On Jesus’ Choosing Twelve Males, take 1
by JRD Kirk
Yesterday, I posted the first of two responses I wanted to make to John Piper’s description of Christianity as a “masculine” religion. Rachel Held Evans has issued the summons for replies, and I think this is an important moment to inject a more biblically sound reading of gender issues in the church. Thanks, Rachel, for stirring us to positive response.
Today’s issue has to do with the significance of Jesus’ choosing of twelve men to be his disciples. This is one of several issues I take up in Jesus Have I Loved, but Paul?.
The story within which this selection of the twelve is embedded leads us to draw a very different point from Piper’s.
Jesus chooses twelve men. These twelve Jesus specially commissions. Jesus came preaching, casting out demons, and healing. The disciples are sent to preach and heal and cast out demons.
Jesus comes proclaiming and inaugurating the reign of God, and these men are sent out to participate in that coming. When Jesus feeds the 5,000, he hands the bread to them. They are the chosen. They are the insiders.
In contrast (let’s stick to Mark’s Gospel here), the women in the story are marginal. There are small handfuls of nameless women. They touch Jesus’ robe, they ask for healing for their daughters, they throw a few coins in a box in the temple, they anoint Jesus’ head with oil.
So while the women are coming in and going out, acting on faith and finding praise for their faith, it’s the boys who are getting it done!
Getting it done, that is, right up until the great, transitional moment in the story.
1. “Who do you say that I am?” “You are the Christ.” Ok, so far so good. Then, Jesus begins to tell them what this title entails: “The Messiah must be rejected, suffer, and die. Then he’ll be raised.”
Peter rebukes Jesus. Jesus rebukes him back: “Get behind me Satan.”
What happens then?
Move on to ch. 9, and the disciples who had been empowered to exorcise are unable to cast out a demon.
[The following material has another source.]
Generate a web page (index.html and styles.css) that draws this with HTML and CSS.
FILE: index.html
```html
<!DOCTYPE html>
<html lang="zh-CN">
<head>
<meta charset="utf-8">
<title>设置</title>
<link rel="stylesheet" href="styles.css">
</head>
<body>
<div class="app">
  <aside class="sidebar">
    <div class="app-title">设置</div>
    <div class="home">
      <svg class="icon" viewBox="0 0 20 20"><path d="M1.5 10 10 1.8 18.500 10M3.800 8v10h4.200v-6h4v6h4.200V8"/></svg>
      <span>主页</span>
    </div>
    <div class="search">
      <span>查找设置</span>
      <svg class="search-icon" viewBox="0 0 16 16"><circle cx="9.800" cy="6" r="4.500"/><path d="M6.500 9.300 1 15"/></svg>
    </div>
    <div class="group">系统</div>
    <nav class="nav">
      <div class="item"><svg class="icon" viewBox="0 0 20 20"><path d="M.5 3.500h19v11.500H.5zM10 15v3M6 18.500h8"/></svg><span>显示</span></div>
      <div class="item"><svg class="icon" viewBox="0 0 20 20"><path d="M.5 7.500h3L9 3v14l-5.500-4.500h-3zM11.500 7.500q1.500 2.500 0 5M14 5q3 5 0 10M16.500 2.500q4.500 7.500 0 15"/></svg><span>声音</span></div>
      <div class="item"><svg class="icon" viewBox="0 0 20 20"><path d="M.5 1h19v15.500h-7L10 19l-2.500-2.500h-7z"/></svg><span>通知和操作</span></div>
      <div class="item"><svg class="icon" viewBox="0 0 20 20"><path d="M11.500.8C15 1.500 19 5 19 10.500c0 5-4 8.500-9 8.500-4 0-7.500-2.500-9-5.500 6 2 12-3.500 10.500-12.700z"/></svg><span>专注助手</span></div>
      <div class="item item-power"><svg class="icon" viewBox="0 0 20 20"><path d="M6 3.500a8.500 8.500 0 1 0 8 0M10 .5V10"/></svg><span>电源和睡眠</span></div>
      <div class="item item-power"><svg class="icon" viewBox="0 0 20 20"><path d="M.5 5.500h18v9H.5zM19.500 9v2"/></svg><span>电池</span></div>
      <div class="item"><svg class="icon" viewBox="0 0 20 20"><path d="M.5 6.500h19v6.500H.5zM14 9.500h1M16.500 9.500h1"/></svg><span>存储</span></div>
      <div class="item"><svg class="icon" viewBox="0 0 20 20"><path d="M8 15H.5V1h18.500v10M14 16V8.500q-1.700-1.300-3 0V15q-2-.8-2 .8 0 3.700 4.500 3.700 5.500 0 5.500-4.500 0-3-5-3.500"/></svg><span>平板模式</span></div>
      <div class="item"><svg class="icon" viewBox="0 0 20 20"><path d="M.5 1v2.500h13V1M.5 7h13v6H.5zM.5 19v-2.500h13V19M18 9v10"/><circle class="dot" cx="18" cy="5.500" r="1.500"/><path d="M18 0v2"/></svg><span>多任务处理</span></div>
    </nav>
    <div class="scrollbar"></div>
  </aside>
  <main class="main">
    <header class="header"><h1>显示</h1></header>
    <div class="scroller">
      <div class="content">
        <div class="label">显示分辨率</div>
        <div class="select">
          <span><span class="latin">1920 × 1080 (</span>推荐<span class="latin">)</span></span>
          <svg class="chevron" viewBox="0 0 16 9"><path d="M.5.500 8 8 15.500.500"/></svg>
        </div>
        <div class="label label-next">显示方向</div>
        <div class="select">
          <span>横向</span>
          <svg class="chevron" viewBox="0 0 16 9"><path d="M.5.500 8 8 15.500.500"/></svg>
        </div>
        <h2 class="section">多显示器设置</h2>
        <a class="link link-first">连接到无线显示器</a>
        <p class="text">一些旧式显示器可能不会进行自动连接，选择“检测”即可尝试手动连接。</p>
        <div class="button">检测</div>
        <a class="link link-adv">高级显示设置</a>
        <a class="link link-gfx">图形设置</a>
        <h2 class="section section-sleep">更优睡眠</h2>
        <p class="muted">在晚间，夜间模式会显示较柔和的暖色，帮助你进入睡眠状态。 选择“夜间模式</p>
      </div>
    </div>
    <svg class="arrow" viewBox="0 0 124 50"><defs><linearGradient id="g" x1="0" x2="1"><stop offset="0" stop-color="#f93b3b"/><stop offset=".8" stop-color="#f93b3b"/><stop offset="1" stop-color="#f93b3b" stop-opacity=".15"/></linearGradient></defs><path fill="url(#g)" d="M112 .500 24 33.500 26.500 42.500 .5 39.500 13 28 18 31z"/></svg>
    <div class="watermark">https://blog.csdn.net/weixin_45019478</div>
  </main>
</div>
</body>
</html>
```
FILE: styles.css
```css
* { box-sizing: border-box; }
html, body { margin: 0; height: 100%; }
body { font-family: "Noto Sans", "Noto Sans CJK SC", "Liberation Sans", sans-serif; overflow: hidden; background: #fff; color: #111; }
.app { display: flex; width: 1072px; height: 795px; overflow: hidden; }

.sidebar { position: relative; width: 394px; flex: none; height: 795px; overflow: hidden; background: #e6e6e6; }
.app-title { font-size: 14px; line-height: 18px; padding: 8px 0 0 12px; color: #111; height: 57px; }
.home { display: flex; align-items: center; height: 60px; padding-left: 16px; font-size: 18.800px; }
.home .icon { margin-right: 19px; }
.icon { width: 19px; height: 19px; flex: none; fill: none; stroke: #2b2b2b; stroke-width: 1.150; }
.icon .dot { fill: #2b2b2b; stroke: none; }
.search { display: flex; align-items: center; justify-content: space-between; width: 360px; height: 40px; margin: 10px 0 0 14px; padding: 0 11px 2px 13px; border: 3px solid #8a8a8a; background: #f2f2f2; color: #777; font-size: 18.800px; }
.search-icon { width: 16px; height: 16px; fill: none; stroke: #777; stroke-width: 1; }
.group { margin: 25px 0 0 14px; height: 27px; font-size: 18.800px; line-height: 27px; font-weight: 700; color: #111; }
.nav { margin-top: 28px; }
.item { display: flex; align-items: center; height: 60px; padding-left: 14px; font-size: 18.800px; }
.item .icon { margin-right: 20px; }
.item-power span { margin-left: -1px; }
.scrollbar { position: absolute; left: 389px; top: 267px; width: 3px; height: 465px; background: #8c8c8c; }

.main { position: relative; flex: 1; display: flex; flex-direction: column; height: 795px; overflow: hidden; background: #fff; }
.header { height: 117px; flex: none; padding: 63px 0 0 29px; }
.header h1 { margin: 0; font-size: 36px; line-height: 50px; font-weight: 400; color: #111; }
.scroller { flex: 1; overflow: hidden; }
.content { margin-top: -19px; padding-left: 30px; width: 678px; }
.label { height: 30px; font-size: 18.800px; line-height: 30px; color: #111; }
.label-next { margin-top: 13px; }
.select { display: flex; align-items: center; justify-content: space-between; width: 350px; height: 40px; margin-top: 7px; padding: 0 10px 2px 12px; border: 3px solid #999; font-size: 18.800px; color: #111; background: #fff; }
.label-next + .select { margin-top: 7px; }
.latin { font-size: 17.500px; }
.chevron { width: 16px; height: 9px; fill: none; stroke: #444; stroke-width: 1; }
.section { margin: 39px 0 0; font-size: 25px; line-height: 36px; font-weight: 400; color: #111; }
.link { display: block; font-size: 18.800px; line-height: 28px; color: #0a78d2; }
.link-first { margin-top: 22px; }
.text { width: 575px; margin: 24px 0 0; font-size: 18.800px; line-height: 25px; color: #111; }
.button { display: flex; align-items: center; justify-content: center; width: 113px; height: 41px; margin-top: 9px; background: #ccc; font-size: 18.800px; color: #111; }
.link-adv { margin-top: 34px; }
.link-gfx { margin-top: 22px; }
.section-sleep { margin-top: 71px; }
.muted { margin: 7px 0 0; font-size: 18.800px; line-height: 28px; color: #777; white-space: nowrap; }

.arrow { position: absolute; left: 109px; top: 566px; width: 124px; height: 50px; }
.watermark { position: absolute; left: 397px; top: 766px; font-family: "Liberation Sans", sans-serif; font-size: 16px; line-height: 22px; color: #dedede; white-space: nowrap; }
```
The disciples who had been given the charge to proclaim cannot overcome the mute-making spirit.
2. Later that same chapter Jesus again predicts his death. The disciples’ reaction? They walk along debating with each other about who is going to be greatest in God’s coming kingdom.
We begin to see what they don’t get about Jesus’ ministry: the cross turns the economy of the world on its head. They have a standard of greatness that entails a certain kind of leadership and power, but Jesus wants to transform their ideas. He wants them to see greatness in the cross and the child.
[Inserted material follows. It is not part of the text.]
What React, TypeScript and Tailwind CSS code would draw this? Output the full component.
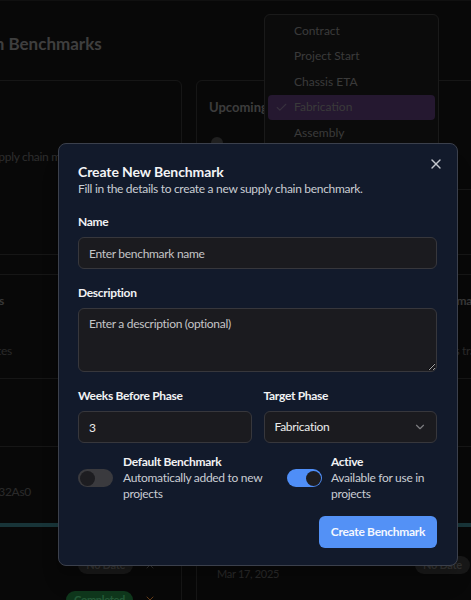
import type { ReactNode } from 'react'
import { Check, ChevronDown, X } from 'lucide-react'

const phases = ['Contract', 'Project Start', 'Chassis ETA', 'Fabrication', 'Assembly']

function Toggle({ on }: { on: boolean }) {
    return (
        <button
            type="button"
            role="switch"
            aria-checked={on}
            className={`flex h-[18px] w-[35px] shrink-0 items-center rounded-full px-[1.5px] ${on ? 'justify-end bg-[#4f8ef7]' : 'justify-start bg-[#3a3a3e]'}`}
        >
            <span className="h-[15px] w-[15px] rounded-full bg-[#1d1d21]" />
        </button>
    )
}

function Field({ label, children }: { label: string; children: ReactNode }) {
    return (
        <div className="flex flex-col gap-[7px]">
            <label className="text-[12px] font-bold leading-4 text-[#f1f2f4]">{label}</label>
            {children}
        </div>
    )
}

const inputClass =
    'h-8 w-full rounded-md border border-[#37373c] bg-[#1b1b1f] px-[10px] text-[12px] text-[#ececec] placeholder:text-[#c5c5c7] outline-none'

export default function App() {
    return (
        <div className="relative h-[600px] w-[471px] overflow-hidden bg-[#161616] font-['Lato',sans-serif] text-[12px] leading-4 tracking-[-0.3px]">
            {/* Page behind the modal */}
            <div className="h-px bg-[#2a2a2a]" />
            <h1 className="ml-[-94px] whitespace-nowrap pt-8 text-[17px] font-bold leading-[22px] tracking-normal text-[#9b9b9b]">
                Supply Chain Benchmarks
            </h1>

            <div className="ml-[-17px] mt-[25px] flex gap-[14px]">
                {/* Left card */}
                <div className="h-[560px] w-[199px] shrink-0 rounded-md border border-[#373737] pl-4">
                    <div className="h-[173px] pt-[68px]">
                        <p className="ml-[-13px] whitespace-nowrap text-[#707070]">supply chain management targets</p>
                    </div>
                    <div className="h-[20px] border-t border-[#373737]" />
                    <div className="h-[104px] border-t border-[#373737] pt-[18px]">
                        <p className="ml-[-60px] w-[64px] whitespace-nowrap text-right font-bold text-[#8a8a8a]">Materials</p>
                        <p className="ml-[-60px] mt-[34px] w-[72px] whitespace-nowrap text-right text-[#666666]">Key dates</p>
                    </div>
                    <div className="h-[68px] border-t border-[#373737]" />
                    <div className="h-[77px] border-t border-[#373737] pt-[37px]">
                        <p className="ml-[-80px] w-[111px] whitespace-nowrap text-right text-[#6a6a6a]">cm8kq0232As0</p>
                    </div>
                    <div className="-ml-4 h-[4px] bg-[#3c828c]" />
                    <div className="flex flex-col gap-[17px] pr-[25px] pt-[29px]">
                        <div className="flex items-center justify-end gap-[11px]">
                            <span className="flex h-[18px] items-center rounded-full bg-[#3c3c3c] px-2 text-[11px] font-bold text-[#7a7a7a]">No Date</span>
                            <X size={12} className="text-[#707070]" />
                        </div>
                        <div className="flex items-center justify-end gap-[11px]">
                            <span className="flex h-[18px] items-center rounded-full bg-[#268a46] px-2 text-[11px] font-bold text-[#5fe08e]">Completed</span>
                            <X size={12} className="text-[#fa963e]" />
                        </div>
                    </div>
                </div>

                {/* Right card */}
                <div className="h-[560px] w-[330px] shrink-0 rounded-md border border-[#373737] pl-3">
                    <div className="h-[108px] pt-[18px]">
                        <p className="text-[13px] font-bold tracking-normal text-[#969696]">Upcoming</p>
                        <span className="ml-[2px] mt-[22px] block h-[12px] w-[12px] rounded-full bg-[#505050]" />
                    </div>
                    <div className="h-[65px] border-t border-[#373737]" />
                    <div className="h-[20px] border-t border-[#373737]" />
                    <div className="flex h-[104px] border-t border-[#373737] pt-[18px]">
                        <div className="w-[225px]" />
                        <div className="whitespace-nowrap">
                            <p className="font-bold text-[#8a8a8a]">Summary</p>
                            <p className="mt-[34px] text-[#666666]">Parts tracking</p>
                        </div>
                    </div>
                    <div className="h-[68px] border-t border-[#373737]" />
                    <div className="h-[77px] border-t border-[#373737]" />
                    <div className="-ml-3 h-[4px] bg-[#3c828c]" />
                    <div className="flex items-start pt-[29px]">
                        <p className="w-[206px] pl-2 pt-[10px] text-[11px] text-[#646464]">Mar 17, 2025</p>
                        <span className="flex h-[18px] items-center rounded-full bg-[#3c3c3c] px-2 text-[11px] font-bold text-[#7a7a7a]">No Date</span>
                    </div>
                </div>
            </div>

            {/* Open phase dropdown */}
            <div className="absolute left-[264px] top-[14px] h-[150px] w-[175px] rounded-md border border-[#414141] bg-[#1c1c1c] p-[3px]">
                {phases.map((phase) => (
                    <div
                        key={phase}
                        className={`flex h-[25.5px] items-center rounded-sm tracking-normal text-[#919191] ${phase === 'Fabrication' ? 'bg-[#5c3c78]' : ''}`}
                    >
                        <span className="flex w-[26px] justify-center">
                            {phase === 'Fabrication' && <Check size={13} className="text-[#8a7a9a]" />}
                        </span>
                        {phase}
                    </div>
                ))}
            </div>

            {/* Overlay */}
            <div className="absolute inset-0 bg-black/60" />

            {/* Dialog */}
            <div
                role="dialog"
                className="absolute left-[58px] top-[143px] w-[400px] rounded-lg border border-[#3b404c] bg-[#121a2b] pb-[17px] pl-[19px] pr-5 pt-5 shadow-xl"
            >
                <button type="button" className="absolute right-[13px] top-[12px] text-[#c3c7ce]">
                    <X size={16} />
                </button>
                <h2 className="text-[14px] font-bold leading-[15px] tracking-[-0.1px] text-[#f3f4f6]">Create New Benchmark</h2>
                <p className="mt-0.5 text-[#c9cdd3]">Fill in the details to create a new supply chain benchmark.</p>

                <div className="mt-[17px] flex flex-col gap-4">
                    <Field label="Name">
                        <input className={inputClass} placeholder="Enter benchmark name" />
                    </Field>
                    <Field label="Description">
                        <textarea
                            className="h-[64px] w-full rounded-md border border-[#37373c] bg-[#1b1b1f] px-[10px] py-[7px] text-[12px] leading-4 text-[#ececec] placeholder:text-[#c5c5c7] outline-none"
                            placeholder="Enter a description (optional)"
                        />
                    </Field>
                    <div className="grid grid-cols-2 gap-3">
                        <Field label="Weeks Before Phase">
                            <input className={inputClass} defaultValue="3" />
                        </Field>
                        <Field label="Target Phase">
                            <button
                                type="button"
                                className="flex h-8 w-full items-center justify-between rounded-md border border-[#37373c] bg-[#1b1b1f] pl-[10px] pr-[9px] text-[12px] text-[#ececec]"
                            >
                                Fabrication
                                <ChevronDown size={14} className="text-[#7d7d80]" />
                            </button>
                        </Field>
                    </div>
                </div>

                <div className="mt-[11px] flex">
                    <div className="flex w-[209px] items-center gap-[10px]">
                        <Toggle on={false} />
                        <div>
                            <p className="font-bold text-[#f1f2f4]">Default Benchmark</p>
                            <p className="pr-4 text-[#c9cdd3]">Automatically added to new projects</p>
                        </div>
                    </div>
                    <div className="flex flex-1 items-center gap-[9px]">
                        <Toggle on />
                        <div>
                            <p className="font-bold text-[#f1f2f4]">Active</p>
                            <p className="text-[#c9cdd3]">Available for use in projects</p>
                        </div>
                    </div>
                </div>

                <div className="mt-[14px] flex justify-end">
                    <button type="button" className="h-8 rounded-md bg-[#5391f6] px-3 text-[12px] font-bold text-[#f4f7ff]">
                        Create Benchmark
                    </button>
                </div>
            </div>
        </div>
    )
}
As if Mark, or Jesus, thought we might miss the point, we get the whole thing a third time.
3. Jesus predicts his death, and this time the subsequent response of the disciples is James’ and John’s request to sit at Jesus’ right and left hand. Again, Jesus has to combat not merely the request, but the wrongheaded assumption about what greatness in the kingdom of God looks like:
Jesus called them over and said, “ You know that the ones who are considered the rulers by the Gentiles show off their authority over them and their high-ranking officials order them around. But that’s not the way it will be with you. Whoever wants to be great among you will be your servant. Whoever wants to be first among you will be the slave of all, for the Human One didn’t come to be served but rather to serve and to give his life to liberate many people.” (Mark 10:42-44, CEB)
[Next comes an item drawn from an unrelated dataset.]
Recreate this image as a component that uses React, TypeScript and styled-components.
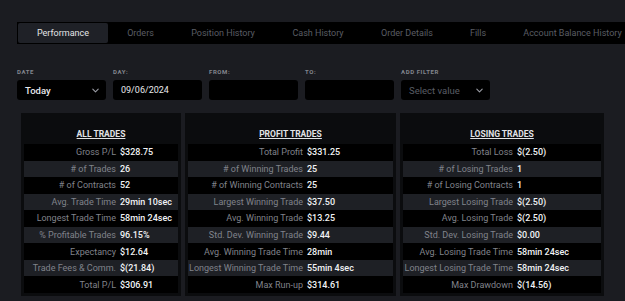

In the story, the disciples do not understand what is entailed in leading the people of God. They think it is about greatness and power rather than service and death.
And so, we have the group represented by Peter. The rock. Is being “the rock” a good thing? In Mark, the rocky soil indicates plants that spring up well, but fall away when danger or persecution arise on account of the word. Mark repeats the language of “falling away” when the disciples scatter, leaving Jesus to die alone.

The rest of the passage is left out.